## DATA EXCERPTS
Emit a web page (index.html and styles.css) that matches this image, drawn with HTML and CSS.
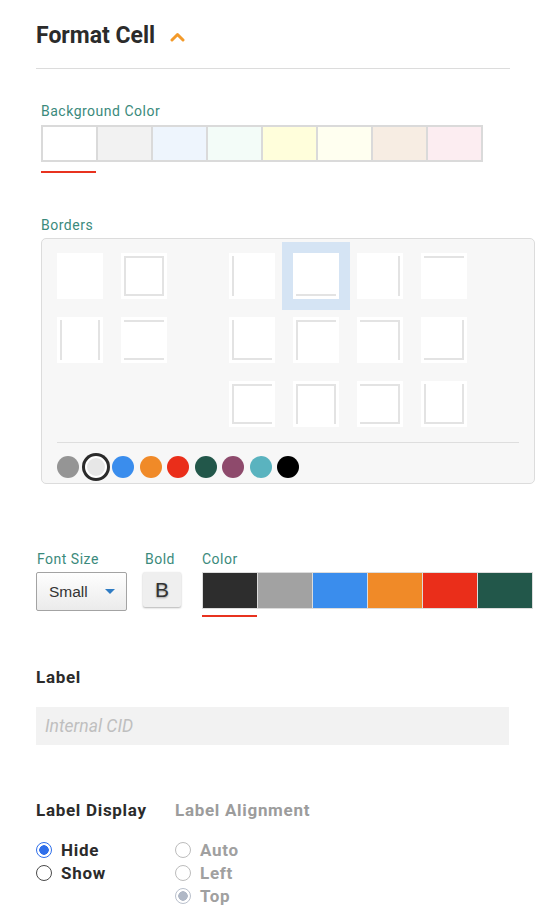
FILE: index.html
```html
<!DOCTYPE html>
<html lang="en">
<head>
<meta charset="utf-8">
<title>Format Cell</title>
<link rel="stylesheet" href="styles.css">
</head>
<body>
<div class="page">
  <div class="header">
    <h1 class="title">Format Cell</h1>
    <svg class="chevron" width="15" height="10" viewBox="0 0 15 10"><path d="M2 8 L7.5 2.5 L13 8" fill="none" stroke="#f39a2a" stroke-width="3" stroke-linecap="round" stroke-linejoin="round"/></svg>
  </div>

  <section class="bg-section">
    <div class="field-label">Background Color</div>
    <div class="bg-swatches">
      <span class="bg-sw bg1"></span>
      <span class="bg-sw bg2"></span>
      <span class="bg-sw bg3"></span>
      <span class="bg-sw bg4"></span>
      <span class="bg-sw bg5"></span>
      <span class="bg-sw bg6"></span>
      <span class="bg-sw bg7"></span>
      <span class="bg-sw bg8"></span>
    </div>
    <div class="underline"></div>
  </section>

  <section class="borders-section">
    <div class="field-label">Borders</div>
    <div class="borders-panel">
      <div class="tile-grid">
        <div class="tile-group two">
          <div class="tile"><span class="ln"></span></div>
          <div class="tile"><span class="ln t r b l"></span></div>
          <div class="tile"><span class="ln l r"></span></div>
          <div class="tile"><span class="ln t b"></span></div>
        </div>
        <div class="tile-group four">
          <div class="tile"><span class="ln l"></span></div>
          <div class="tile selected"><span class="ln b"></span></div>
          <div class="tile"><span class="ln r"></span></div>
          <div class="tile"><span class="ln t"></span></div>
          <div class="tile"><span class="ln l b"></span></div>
          <div class="tile"><span class="ln l t"></span></div>
          <div class="tile"><span class="ln t r"></span></div>
          <div class="tile"><span class="ln r b"></span></div>
          <div class="tile"><span class="ln t l b"></span></div>
          <div class="tile"><span class="ln l t r"></span></div>
          <div class="tile"><span class="ln t r b"></span></div>
          <div class="tile"><span class="ln l b r"></span></div>
        </div>
      </div>
      <div class="panel-divider"></div>
      <div class="dots">
        <span class="dot d1"></span>
        <span class="dot d2 sel"></span>
        <span class="dot d3"></span>
        <span class="dot d4"></span>
        <span class="dot d5"></span>
        <span class="dot d6"></span>
        <span class="dot d7"></span>
        <span class="dot d8"></span>
        <span class="dot d9"></span>
      </div>
    </div>
  </section>

  <section class="format-row">
    <div class="col-size">
      <div class="field-label size-label">Font Size</div>
      <div class="select">
        <span>Small</span>
        <svg width="10" height="5" viewBox="0 0 10 5"><path d="M0 0 H10 L5 5 Z" fill="#2f7cc4"/></svg>
      </div>
    </div>
    <div class="col-bold">
      <div class="field-label bold-label">Bold</div>
      <div class="bold-btn">B</div>
    </div>
    <div class="col-color">
      <div class="field-label">Color</div>
      <div class="color-swatches">
        <span class="c-sw c1"></span>
        <span class="c-sw c2"></span>
        <span class="c-sw c3"></span>
        <span class="c-sw c4"></span>
        <span class="c-sw c5"></span>
        <span class="c-sw c6"></span>
      </div>
      <div class="underline short"></div>
    </div>
  </section>

  <section class="label-section">
    <div class="heading">Label</div>
    <input class="text-input" type="text" placeholder="Internal CID">
  </section>

  <section class="display-section">
    <div class="display-col">
      <div class="heading">Label Display</div>
      <div class="radio-list">
        <div class="radio-row"><span class="radio on"></span><span>Hide</span></div>
        <div class="radio-row"><span class="radio"></span><span>Show</span></div>
      </div>
    </div>
    <div class="display-col muted">
      <div class="heading">Label Alignment</div>
      <div class="radio-list">
        <div class="radio-row"><span class="radio dis"></span><span>Auto</span></div>
        <div class="radio-row"><span class="radio dis"></span><span>Left</span></div>
        <div class="radio-row"><span class="radio dis-on"></span><span>Top</span></div>
      </div>
    </div>
  </section>
</div>
</body>
</html>
```

FILE: styles.css
```css
* { box-sizing: border-box; }

body {
  margin: 0;
  background: #ffffff;
  font-family: Roboto, "Liberation Sans", sans-serif;
  color: #2b2b2b;
}

.page {
  padding: 0 38px 0 36px;
}

/* Header */
.header {
  display: flex;
  align-items: center;
  gap: 15px;
  height: 69px;
  padding: 18px 0 14px;
  border-bottom: 1px solid #dcdcdc;
}

.title {
  margin: 0;
  font-size: 23px;
  line-height: 36px;
  font-weight: 700;
  color: #2b2b2b;
}

.chevron {
  display: block;
  margin-top: 2px;
}

/* Labels */
.field-label {
  font-size: 14px;
  line-height: 16px;
  color: #3b8a7c;
  letter-spacing: 0.5px;
}

/* Background color */
.bg-section {
  margin: 34px 0 0 5px;
}

.bg-swatches {
  display: flex;
  gap: 2px;
  padding: 2px;
  width: max-content;
  margin-top: 6px;
  background: #dadada;
}

.bg-sw {
  display: block;
  width: 53px;
  height: 33px;
}

.bg1 { background: #ffffff; }
.bg2 { background: #f2f2f2; }
.bg3 { background: #eef5fd; }
.bg4 { background: #f3fcf8; }
.bg5 { background: #fffedb; }
.bg6 { background: #fffff0; }
.bg7 { background: #f7ede3; }
.bg8 { background: #fcedf1; }

.underline {
  width: 55px;
  height: 2px;
  margin-top: 9px;
  background: #e8321f;
}

.underline.short {
  margin-top: 6px;
}

/* Borders */
.borders-section {
  margin: 44px 0 0 5px;
}

.borders-panel {
  margin-top: 5px;
  width: 494px;
  padding: 14px 15px 5px;
  border: 1px solid #dcdcdc;
  border-radius: 5px;
  background: #f7f7f7;
}

.tile-grid {
  display: flex;
  align-items: flex-start;
  gap: 62px;
}

.tile-group {
  display: grid;
  gap: 18px;
}

.tile-group.two { grid-template-columns: repeat(2, 46px); }
.tile-group.four { grid-template-columns: repeat(4, 46px); }

.tile {
  width: 46px;
  height: 46px;
  padding: 3px;
  background: #ffffff;
}

.tile.selected {
  box-shadow: 0 0 0 11px #d5e4f4;
}

.ln {
  display: block;
  width: 100%;
  height: 100%;
  border: 0 solid #e3e3e3;
}

.ln.t { border-top-width: 2px; }
.ln.r { border-right-width: 2px; }
.ln.b { border-bottom-width: 2px; }
.ln.l { border-left-width: 2px; }

.panel-divider {
  height: 1px;
  margin-top: 15px;
  background: #dedede;
}

.dots {
  display: flex;
  gap: 5.5px;
  margin-top: 13px;
}

.dot {
  display: block;
  width: 22px;
  height: 22px;
  border-radius: 50%;
}

.dot.sel {
  border: 2px solid #ffffff;
  box-shadow: 0 0 0 3px #2b2b2b;
}

.d1 { background: #959595; }
.d2 { background: #e7e7e7; }
.d3 { background: #3a8ded; }
.d4 { background: #f08a28; }
.d5 { background: #ea2e1a; }
.d6 { background: #22574a; }
.d7 { background: #8e4a6c; }
.d8 { background: #5ab3bf; }
.d9 { background: #000000; }

/* Font size / bold / color */
.format-row {
  display: flex;
  margin-top: 67px;
}

.col-size { flex: none; width: 107px; }
.col-bold { flex: none; width: 59px; }
.col-color { flex: none; }

.col-size .field-label,
.col-bold .field-label,
.col-color .field-label {
  margin-bottom: 5px;
}

.size-label { padding-left: 1px; }
.bold-label { padding-left: 2px; }

.select {
  display: flex;
  align-items: center;
  justify-content: space-between;
  width: 91px;
  height: 39px;
  padding: 0 11px 0 12px;
  border: 1px solid #a3a3a3;
  border-radius: 2px;
  background: linear-gradient(#fefefe, #ebebeb);
  font-family: "Liberation Sans", Arial, sans-serif;
  font-size: 15.5px;
  color: #333333;
}

.select svg { display: block; }

.bold-btn {
  display: flex;
  align-items: center;
  justify-content: center;
  width: 38px;
  height: 35px;
  margin-top: 1px;
  border-radius: 2px;
  background: #efefef;
  box-shadow: 0 1px 2px rgba(0, 0, 0, 0.3);
  font-family: "Liberation Sans", Arial, sans-serif;
  font-size: 21px;
  color: #333333;
  text-shadow: 0 1px 2px rgba(0, 0, 0, 0.35);
}

.color-swatches {
  display: flex;
  gap: 1px;
  padding: 1px;
  width: max-content;
  margin-top: 1px;
  background: #dcdcdc;
}

.c-sw {
  display: block;
  width: 54px;
  height: 35px;
}

.c1 { background: #2d2d2d; }
.c2 { background: #a2a2a2; }
.c3 { background: #3a8ded; }
.c4 { background: #f08a28; }
.c5 { background: #ea2e1a; }
.c6 { background: #22574a; }

/* Label */
.label-section {
  margin-top: 50px;
}

.heading {
  font-size: 17px;
  line-height: 20px;
  font-weight: 700;
  letter-spacing: 0.7px;
  color: #2b2b2b;
}

.text-input {
  display: block;
  width: 473px;
  height: 38px;
  margin-top: 20px;
  padding: 0 9px;
  border: none;
  outline: none;
  background: #f2f2f2;
  font-family: Roboto, "Liberation Sans", sans-serif;
  font-size: 17.5px;
  font-style: italic;
  color: #333333;
}

.text-input::placeholder {
  color: #bfbfbf;
  font-style: italic;
}

/* Label display */
.display-section {
  display: flex;
  margin-top: 55px;
}

.display-col { width: 139px; }

.display-col.muted .heading { color: #9c9c9c; }

.radio-list {
  margin-top: 18px;
}

.radio-row {
  display: flex;
  align-items: center;
  gap: 9px;
  height: 23px;
  font-size: 17px;
  font-weight: 700;
  letter-spacing: 0.7px;
  color: #2b2b2b;
}

.muted .radio-row { color: #a0a0a0; }

.radio {
  display: block;
  flex: none;
  width: 16px;
  height: 16px;
  border-radius: 50%;
  border: 1px solid #4a4a4a;
  background: #ffffff;
}

.radio.on {
  border: 1.5px solid #2f6fea;
  background: radial-gradient(circle, #2f6fea 0 4.5px, #ffffff 5px);
}

.radio.dis {
  border-color: #bcbcbc;
}

.radio.dis-on {
  border-color: #b9c0cc;
  background: radial-gradient(circle, #b0b8c6 0 4.5px, #ffffff 5px);
}
```
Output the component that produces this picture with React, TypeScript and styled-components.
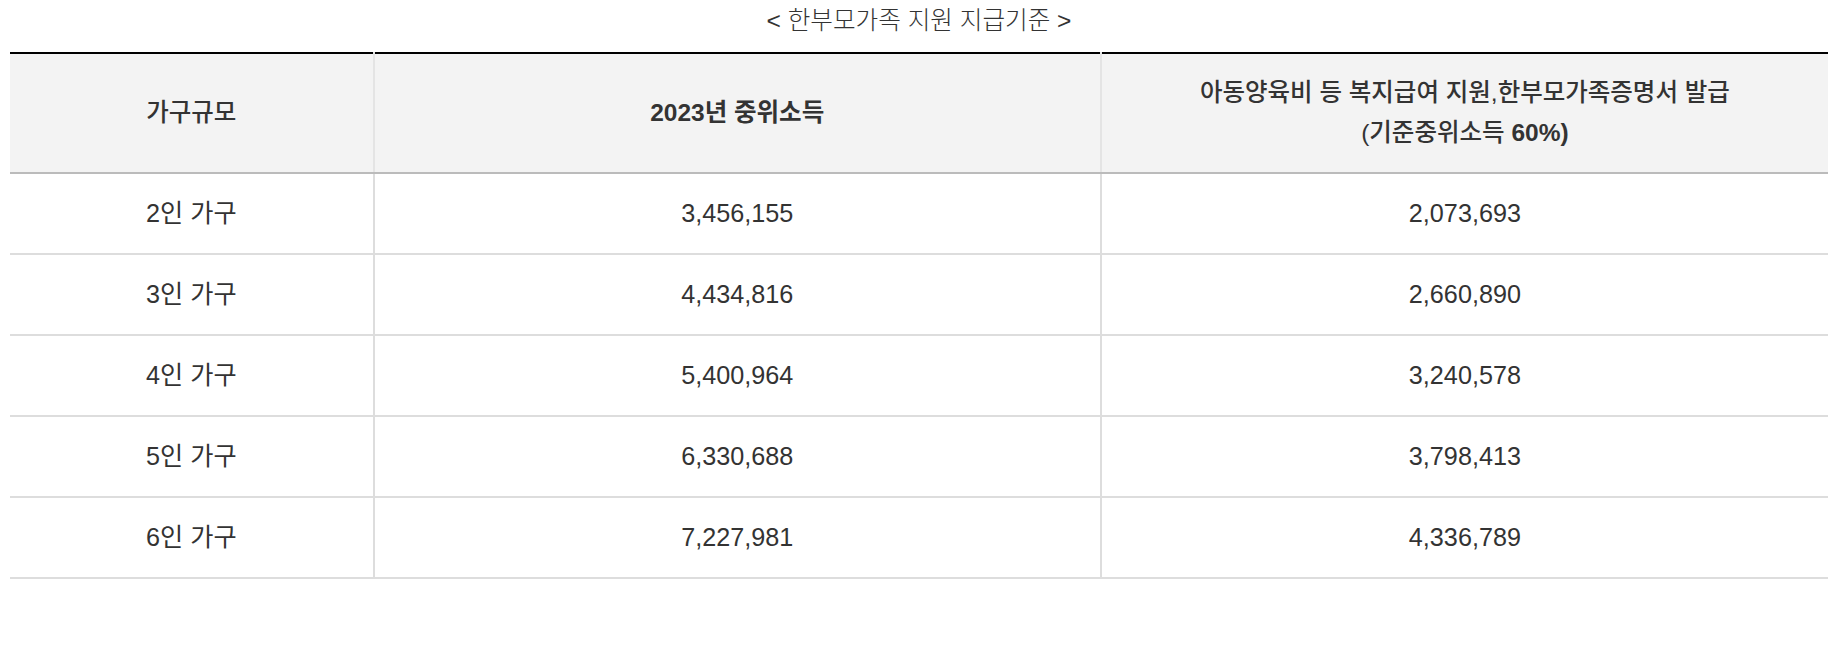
import React from 'react';
import styled, { createGlobalStyle } from 'styled-components';

const GlobalStyle = createGlobalStyle`
	body {
		margin: 0;
		background: #fff;
		font-family: "Liberation Sans", "Noto Sans CJK KR", sans-serif;
		color: #333;
	}
`;

const Wrapper = styled.div`
	padding: 0 16px 0 10px;
`;

const Caption = styled.div`
	text-align: center;
	font-size: 24.6px;
	line-height: 42px;
	font-weight: 300;
	color: #333;
	margin-bottom: 10px;
`;

const Table = styled.table`
	width: 100%;
	border-collapse: collapse;
	table-layout: fixed;
	border-top: 2px solid #000;
`;

const HeadCell = styled.th<{ $first?: boolean }>`
	background: #f3f3f3;
	font-size: 24.5px;
	line-height: 40px;
	font-weight: 700;
	color: #333;
	padding: 19px 10px;
	border-bottom: 2px solid #bbb;
	border-left: ${(p) => (p.$first ? 'none' : '2px solid #e4e4e4')};
	text-align: center;
`;

const Cell = styled.td<{ $first?: boolean }>`
	font-size: 25.2px;
	line-height: 40px;
	color: #333;
	padding: 19px 10px 20px;
	border-bottom: 2px solid #ddd;
	border-left: ${(p) => (p.$first ? 'none' : '2px solid #ddd')};
	text-align: center;
`;

const Light = styled.span`
	font-weight: 500;
`;

type Row = {
	size: string
	median: string
	criteria: string
}

const rows: Row[] = [
	{ size: '2인 가구', median: '3,456,155', criteria: '2,073,693' },
	{ size: '3인 가구', median: '4,434,816', criteria: '2,660,890' },
	{ size: '4인 가구', median: '5,400,964', criteria: '3,240,578' },
	{ size: '5인 가구', median: '6,330,688', criteria: '3,798,413' },
	{ size: '6인 가구', median: '7,227,981', criteria: '4,336,789' },
];

function App() {
	return (
		<Wrapper>
			<GlobalStyle />
			<Caption>&lt; 한부모가족 지원 지급기준 &gt;</Caption>
			<Table>
				<colgroup>
					<col style={{ width: '20%' }} />
					<col style={{ width: '40%' }} />
					<col style={{ width: '40%' }} />
				</colgroup>
				<thead>
					<tr>
						<HeadCell $first><Light>가구규모</Light></HeadCell>
						<HeadCell>2023년 중위소득</HeadCell>
						<HeadCell>
							<Light>아동양육비 등 복지급여 지원,한부모가족증명서 발급</Light>
							<br />
							<Light>(기준중위소득</Light> 60%)
						</HeadCell>
					</tr>
				</thead>
				<tbody>
					{rows.map((r) => (
						<tr key={r.size}>
							<Cell $first>{r.size}</Cell>
							<Cell>{r.median}</Cell>
							<Cell>{r.criteria}</Cell>
						</tr>
					))}
				</tbody>
			</Table>
		</Wrapper>
	);
}

export default App;
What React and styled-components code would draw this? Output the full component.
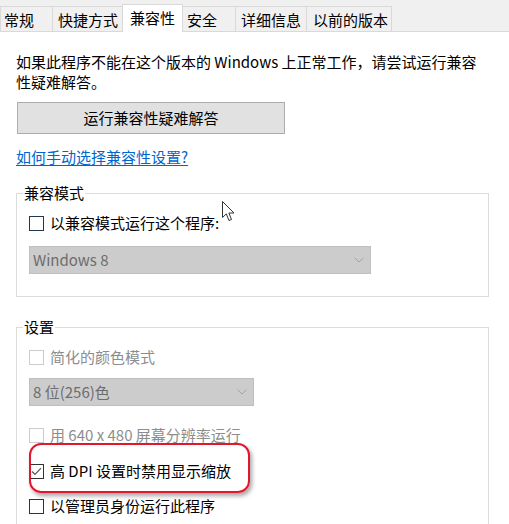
import React from "react";
import styled, { createGlobalStyle } from "styled-components";

const Global = createGlobalStyle`
  html, body { margin: 0; padding: 0; background: #fff; }
  body {
    font-family: "Microsoft YaHei", "Noto Sans CJK SC", sans-serif;
    font-size: 15px;
    color: #000;
  }
`;

const Window = styled.div`
  position: relative;
  width: 509px;
  height: 524px;
  overflow: hidden;
  background: #fff;
`;

const TabBar = styled.div`
  display: flex;
  align-items: flex-end;
  height: 32px;
  box-sizing: border-box;
  background: #f0f0f0;
  border-bottom: 1px solid #d9d9d9;
`;

const Tab = styled.div`
  box-sizing: border-box;
  width: ${(p) => p.$w}px;
  height: ${(p) => (p.$active ? 28 : 25)}px;
  margin-left: ${(p) => (p.$first ? 0 : -1)}px;
  margin-bottom: ${(p) => (p.$active ? -1 : 0)}px;
  padding: 3px 0 0 ${(p) => p.$pl}px;
  line-height: 20px;
  white-space: nowrap;
  background: ${(p) => (p.$active ? "#fff" : "#f0f0f0")};
  border: 1px solid #d9d9d9;
  border-bottom: none;
  position: relative;
  z-index: ${(p) => (p.$active ? 1 : 0)};
`;

const Content = styled.div`
  padding: 20px 20px 0 16px;
`;

const Para = styled.p`
  margin: 0;
  line-height: 20px;
`;

const Button = styled.div`
  box-sizing: border-box;
  margin: 10px 0 0 1px;
  width: 268px;
  height: 32px;
  display: flex;
  align-items: center;
  justify-content: center;
  background: #e1e1e1;
  border: 1px solid #adadad;
  line-height: 20px;
`;

const LinkRow = styled.div`
  margin-top: 13px;
  line-height: 20px;
`;

const Link = styled.a`
  color: #0066cc;
  text-decoration: underline;
  text-underline-offset: 2px;
`;

const Group = styled.fieldset`
  margin: ${(p) => p.$mt}px 0 0 0;
  min-width: 0;
  padding: 0 12px ${(p) => p.$pb}px 12px;
  border: 1px solid #dcdcdc;
`;

const Legend = styled.legend`
  margin-left: -6px;
  padding: 0 1px;
  line-height: 20px;
  font-size: 15px;
`;

const Row = styled.div`
  display: flex;
  align-items: center;
  gap: 6px;
  height: 20px;
  margin-top: ${(p) => p.$mt}px;
  line-height: 20px;
  white-space: nowrap;
  color: ${(p) => (p.$disabled ? "#8d8d8d" : "#000")};
`;

const Box = styled.span`
  box-sizing: border-box;
  flex: none;
  width: 15px;
  height: 15px;
  display: flex;
  align-items: center;
  justify-content: center;
  background: #fff;
  border: 1px solid ${(p) => (p.$disabled ? "#cccccc" : p.$hover ? "#1f3850" : "#333333")};
`;

const Select = styled.div`
  box-sizing: border-box;
  margin-top: ${(p) => p.$mt}px;
  width: ${(p) => p.$w}px;
  height: 28px;
  display: flex;
  align-items: center;
  justify-content: space-between;
  padding: 0 6px 0 3px;
  background: #cccccc;
  border: 1px solid #bfbfbf;
  color: #6d6d6d;
  line-height: 20px;
`;

const Highlight = styled.div`
  position: absolute;
  left: 29px;
  top: 443px;
  width: 221px;
  height: 50px;
  box-sizing: border-box;
  border: 2px solid #e3162d;
  border-radius: 12px;
  box-shadow: 2px 3px 4px rgba(0, 0, 0, 0.35);
  pointer-events: none;
`;

const Cursor = styled.svg`
  position: absolute;
  left: 222px;
  top: 201px;
`;

const Chevron = () => (
  <svg width="10" height="6" viewBox="0 0 10 6">
    <path d="M0.5 0.8 L5 5 L9.5 0.8" fill="none" stroke="#a3a3a3" strokeWidth="1" />
  </svg>
);

const Check = () => (
  <svg width="13" height="13" viewBox="0 0 13 13">
    <path d="M2 6.5 L5 9.5 L11 3.2" fill="none" stroke="#555" strokeWidth="1.2" />
  </svg>
);

const tabs = [
  { label: "常规", w: 53, pl: 3 },
  { label: "快捷方式", w: 71, pl: 5 },
  { label: "兼容性", w: 61, pl: 7, active: true },
  { label: "安全", w: 54, pl: 4 },
  { label: "详细信息", w: 72, pl: 5 },
  { label: "以前的版本", w: 86, pl: 6 },
];

export default function App() {
  return (
    <>
      <Global />
      <Window>
        <TabBar>
          {tabs.map((t, i) => (
            <Tab key={t.label} $w={t.w} $pl={t.pl} $active={t.active} $first={i === 0}>
              {t.label}
            </Tab>
          ))}
        </TabBar>
        <Content>
          <Para>
            如果此程序不能在这个版本的 Windows 上正常工作，请尝试运行兼容
            <br />
            性疑难解答。
          </Para>
          <Button>运行兼容性疑难解答</Button>
          <LinkRow>
            <Link href="#">如何手动选择兼容性设置?</Link>
          </LinkRow>
          <Group $mt={16} $pb={22}>
            <Legend>兼容模式</Legend>
            <Row $mt={10}>
              <Box $hover />
              以兼容模式运行这个程序:
            </Row>
            <Select $mt={13} $w={342}>
              Windows 8
              <Chevron />
            </Select>
          </Group>
          <Group $mt={20} $pb={20}>
            <Legend>设置</Legend>
            <Row $mt={10} $disabled>
              <Box $disabled />
              简化的颜色模式
            </Row>
            <Select $mt={11} $w={225}>
              8 位(256)色
              <Chevron />
            </Select>
            <Row $mt={19} $disabled>
              <Box $disabled />
              用 640 x 480 屏幕分辨率运行
            </Row>
            <Row $mt={16}>
              <Box>
                <Check />
              </Box>
              高 DPI 设置时禁用显示缩放
            </Row>
            <Row $mt={15}>
              <Box />
              以管理员身份运行此程序
            </Row>
          </Group>
        </Content>
        <Highlight />
        <Cursor width="14" height="22" viewBox="0 0 14 22">
          <path
            d="M0.5 0.5 L0.5 16.5 L4.3 12.9 L7 19.5 L9.5 18.5 L6.9 12 L12 12 Z"
            fill="#fff"
            stroke="#333"
            strokeWidth="1"
            strokeLinejoin="round"
          />
        </Cursor>
      </Window>
    </>
  );
}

## EXERCISE DESCRIPTION
Show each line of the data that contains the string "Output".

## COMPLETE ANSWER
Output the component that produces this picture with React, TypeScript and styled-components.
What React and styled-components code would draw this? Output the full component.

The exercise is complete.